Walt Disney’s Christmas Classics
Written by by Frank Reilly, Floyd Norman
Illustrated by Floyd Gottfredson,‎
Manuel Gonzales,‎ John Ushler
Published by IDW Publishing
ISBN-13: 978-1684050062
Released 11/24/17 / $39.99

I wish I could say that I grew up eagerly anticipating and enjoying the annual Walt Disney Christmas comic strips in our local newspaper in the 1960s but the truth is that we almost always got the NEA strips (which someone should collect NEXT year!).

Thus what we have in the new book, Walt Disney’s Christmas Classics, is mostly new to me—new and absolutely delightful! Presenting more than 30 stories that were exclusive to the newspapers between 1960 and 1997, this book is like a Who’s Who of classic Disney characters, many of whom had never appeared together before and never would again!

Similarly, the behind the scenes work, so informatively detailed in Alberto Beccatini’s introduction, was also a Who’s Who, with everyone from grand master cartoonist Floyd Gottfredson to the great animator Floyd Norman and even Jack Kirby’s preferred inker, Mike Royer, working on the continuities through the years.

Each story, as I’m sure you’ve probably guessed, takes place during the holiday season, with Santa being the only real running character. Among the surprise combinations, we get Mr. Smee, Captain Hook’s first mate from Peter Pan, hanging with the seven dwarfs from Snow White. We have Princess Aurora, Disney’s Sleeping Beauty, once again menaced by Maleficent but this time rescued by, of all people…err…ducks, Professor Ludwig Von Drake! Maleficent also menaces Dumbo the flying elephant in another story, aided by Mad Madam Mim from The Sword in the Stone.

With man landing on the moon in 1969, outer space was big in pop culture so I guess it makes sense that the seven dwarfs returned again to teach the spirit of Christmas to space aliens in that year’s seasonal tale.

Perhaps the strangest combo pops up in 1971 where we see the Beagle Boys, Scrooge McDuck’s longtime nemeses in four color form, going up against the mice from Cinderella!

Also appearing are Robin Hood and his Merry Men, Bambi and friends, the Three Little Pigs and the Big Bad Wolf, Pinocchio with Jiminy Cricket, Merlin and young Arthur, Br’er Bear, Tinker Bell and Peter Pan, some of the 101 Dalmatians, and a whole bunch of fairy godmothers.

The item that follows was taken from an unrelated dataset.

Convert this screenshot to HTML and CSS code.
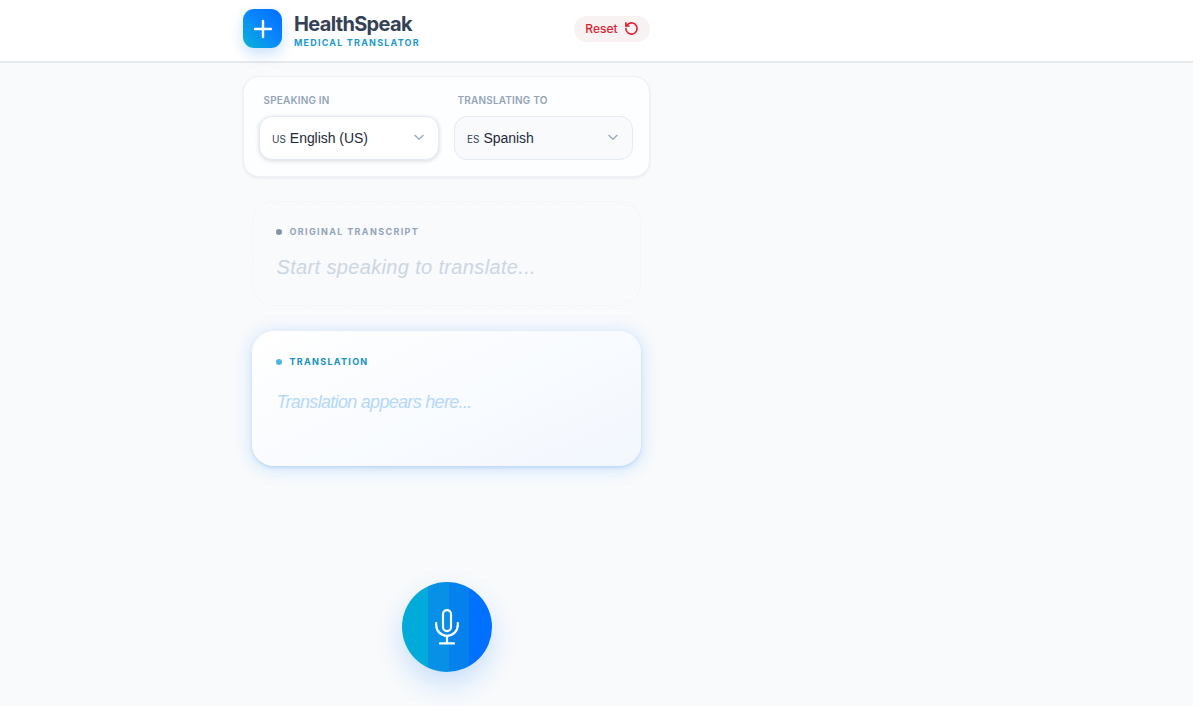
FILE: index.html
```html
<!DOCTYPE html>
<html lang="en">
<head>
<meta charset="utf-8">
<title>HealthSpeak</title>
<link rel="stylesheet" href="styles.css">
</head>
<body>
<div class="frame">
  <header class="topbar">
    <div class="column topbar-inner">
      <div class="brand">
        <div class="logo">
          <svg width="22" height="22" viewBox="0 0 22 22" fill="none" stroke="#fff" stroke-width="2.4" stroke-linecap="round"><path d="M11 3v16M3 11h16"/></svg>
        </div>
        <div class="brand-text">
          <div class="brand-name">HealthSpeak</div>
          <div class="brand-sub">MEDICAL TRANSLATOR</div>
        </div>
      </div>
      <button class="reset">Reset
        <svg width="15" height="15" viewBox="0 0 24 24" fill="none" stroke="currentColor" stroke-width="2.5" stroke-linecap="round" stroke-linejoin="round"><path d="M3 12a9 9 0 1 0 3-6.7L3 8"/><path d="M3 3v5h5"/></svg>
      </button>
    </div>
  </header>
  <main class="column content">
    <section class="lang-card">
      <div class="lang-col">
        <div class="lang-label">SPEAKING IN</div>
        <div class="select select-active"><span class="code">US</span><span class="lang-name">English (US)</span>
          <svg class="chev" width="14" height="14" viewBox="0 0 24 24" fill="none" stroke="#94a3b8" stroke-width="2" stroke-linecap="round" stroke-linejoin="round"><path d="M5 9l7 7 7-7"/></svg>
        </div>
      </div>
      <div class="lang-col">
        <div class="lang-label">TRANSLATING TO</div>
        <div class="select"><span class="code">ES</span><span class="lang-name">Spanish</span>
          <svg class="chev" width="14" height="14" viewBox="0 0 24 24" fill="none" stroke="#94a3b8" stroke-width="2" stroke-linecap="round" stroke-linejoin="round"><path d="M5 9l7 7 7-7"/></svg>
        </div>
      </div>
    </section>
    <section class="panel panel-original">
      <div class="panel-label label-original"><span class="dot dot-original"></span>ORIGINAL TRANSCRIPT</div>
      <p class="placeholder placeholder-original">Start speaking to translate...</p>
    </section>
    <section class="panel panel-translation">
      <div class="panel-label label-translation"><span class="dot dot-translation"></span>TRANSLATION</div>
      <p class="placeholder placeholder-translation">Translation appears here...</p>
    </section>
    <div class="mic-wrap">
      <button class="mic" aria-label="Start listening">
        <svg width="24" height="36" viewBox="0 0 24 36" fill="none" stroke="#fff" stroke-width="2.2" stroke-linecap="round" stroke-linejoin="round"><rect x="8" y="1.1" width="8" height="21" rx="4"/><path d="M1.2 14v2a10.8 10.8 0 0 0 21.6 0v-2"/><path d="M12 27v7"/><path d="M5 34.4h14"/></svg>
      </button>
    </div>
  </main>
</div>
</body>
</html>
```
FILE: styles.css
```css
* { box-sizing: border-box; }
html, body { margin: 0; padding: 0; background: #fff; }
body { font-family: "Inter", "Liberation Sans", sans-serif; color: #1e293b; overflow: hidden; }
.frame { width: 1193px; height: 706px; background: #f8fafc; overflow: hidden; }
.column { width: 407px; margin-left: 243px; }
.topbar { height: 63px; background: #fff; border-bottom: 2px solid #e6e9ee; }
.topbar-inner { height: 61px; display: flex; align-items: flex-start; justify-content: space-between; padding-top: 9px; }
.brand { display: flex; align-items: flex-start; gap: 12px; }
.logo { width: 39px; height: 39px; border-radius: 11px; background: linear-gradient(45deg, #06b6d4 0%, #0a84ff 55%, #0070ff 100%); box-shadow: 0 6px 14px rgba(14, 120, 240, .22); display: flex; align-items: center; justify-content: center; }
.brand-text { padding-top: 4px; }
.brand-name { font-size: 20px; font-weight: 700; letter-spacing: -.67px; line-height: 22px; color: #334155; }
.brand-sub { font-size: 9px; font-weight: 700; letter-spacing: 1.2px; line-height: 12px; margin-top: 2px; color: #1a9ad0; }
.reset { margin: 7px 0 0; width: 76px; height: 26px; border: 0; border-radius: 13px; background: #f8f2f3; color: #e11d2e; font: 500 12px "Inter", sans-serif; display: flex; align-items: center; justify-content: center; gap: 6px; padding: 0 0 2px; }
.content { display: flex; flex-direction: column; }
.lang-card { margin-top: 13px; height: 101px; border-radius: 16px; background: #fdfeff; border: 1px solid #eef1f5; box-shadow: 0 1px 3px rgba(15, 23, 42, .08); display: flex; gap: 15px; padding: 0 15px; }
.lang-col { width: 180px; }
.lang-col:last-child { width: 179px; }
.lang-label { font-size: 10px; font-weight: 600; letter-spacing: .18px; line-height: 12px; color: #94a3b8; margin: 17px 0 10px 4.5px; }
.lang-col:last-child .lang-label { margin-left: 3.5px; }
.select { height: 44px; border-radius: 13px; border: 1px solid #e4ebf3; background: #f8fafc; display: flex; align-items: center; padding: 0 12px; position: relative; }
.select-active { background: #fff; box-shadow: 0 1px 4px rgba(15, 23, 42, .16); }
.code { font-size: 10px; color: #334155; margin-right: 4px; padding-top: 2px; }
.lang-name { font-family: "Liberation Sans", sans-serif; font-size: 14px; letter-spacing: -.05px; color: #1e293b; }
.chev { position: absolute; right: 12px; top: 13px; }
.panel { margin-left: 9px; width: 389px; border-radius: 22px; }
.panel-original { margin-top: 24px; height: 105px; border: 1px dashed #f0f3f7; padding: 23px 22.5px 0; }
.panel-translation { margin-top: 25px; height: 135px; background: linear-gradient(155deg, #ffffff 0%, #f2f7fe 100%); box-shadow: 0 2px 3px rgba(90, 165, 250, .25), 0 2px 14px 4px rgba(59, 150, 246, .16); padding: 24px 23.5px 0; }
.panel-label { display: flex; align-items: center; font-size: 9px; font-weight: 700; letter-spacing: 1.36px; line-height: 14px; }
.label-original { color: #94a3b8; }
.label-translation { color: #1590c0; letter-spacing: 1.3px; }
.dot { width: 6px; height: 6px; border-radius: 50%; margin-right: 8px; }
.dot-original { background: #8492a6; }
.dot-translation { background: #4fb4e6; }
.placeholder { margin: 0; font-style: italic; font-family: "Liberation Sans", sans-serif; }
.placeholder-original { font-size: 20px; line-height: 26px; margin: 15px 0 0 1px; letter-spacing: .35px; color: #ccd6e3; }
.placeholder-translation { font-size: 18px; line-height: 24px; margin: 21px 0 0 1px; letter-spacing: -.7px; color: #b5d8f9; }
.mic-wrap { margin-top: 116px; display: flex; justify-content: center; margin-left: 1px; }
.mic { width: 90px; height: 90px; border: 0; padding: 0; border-radius: 50%; background: linear-gradient(90deg, #00abdc 0 29%, #0790e5 29% 52%, #0581ee 52% 75%, #0070ff 75%); box-shadow: 0 12px 26px rgba(30, 130, 245, .22); display: flex; align-items: center; justify-content: center; }
```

The ‘90s revival version that makes up the final portion of this volume offers up short Christmas tales of later Disney icons such as Ariel, Belle, and Quasimodo.

The stories get repetitive at times—something that would not have been an issue reading one per year—but the novelty character team-ups keep things rolling along and enjoyable. Personally, it feels like more effort went into the earlier strips, with the newer ones having a more corporate cash-in feel to them, but even then they have their heart-tugging moments.

Young or old, if you were ever a Disney kid, even if your local newspaper steered clear of these special strips, Walt Disney’s Christmas Classics is something you’ll enjoy and can pass on to your own kids and grandkids.


Ho, ho, ho! Booksteve Recommends!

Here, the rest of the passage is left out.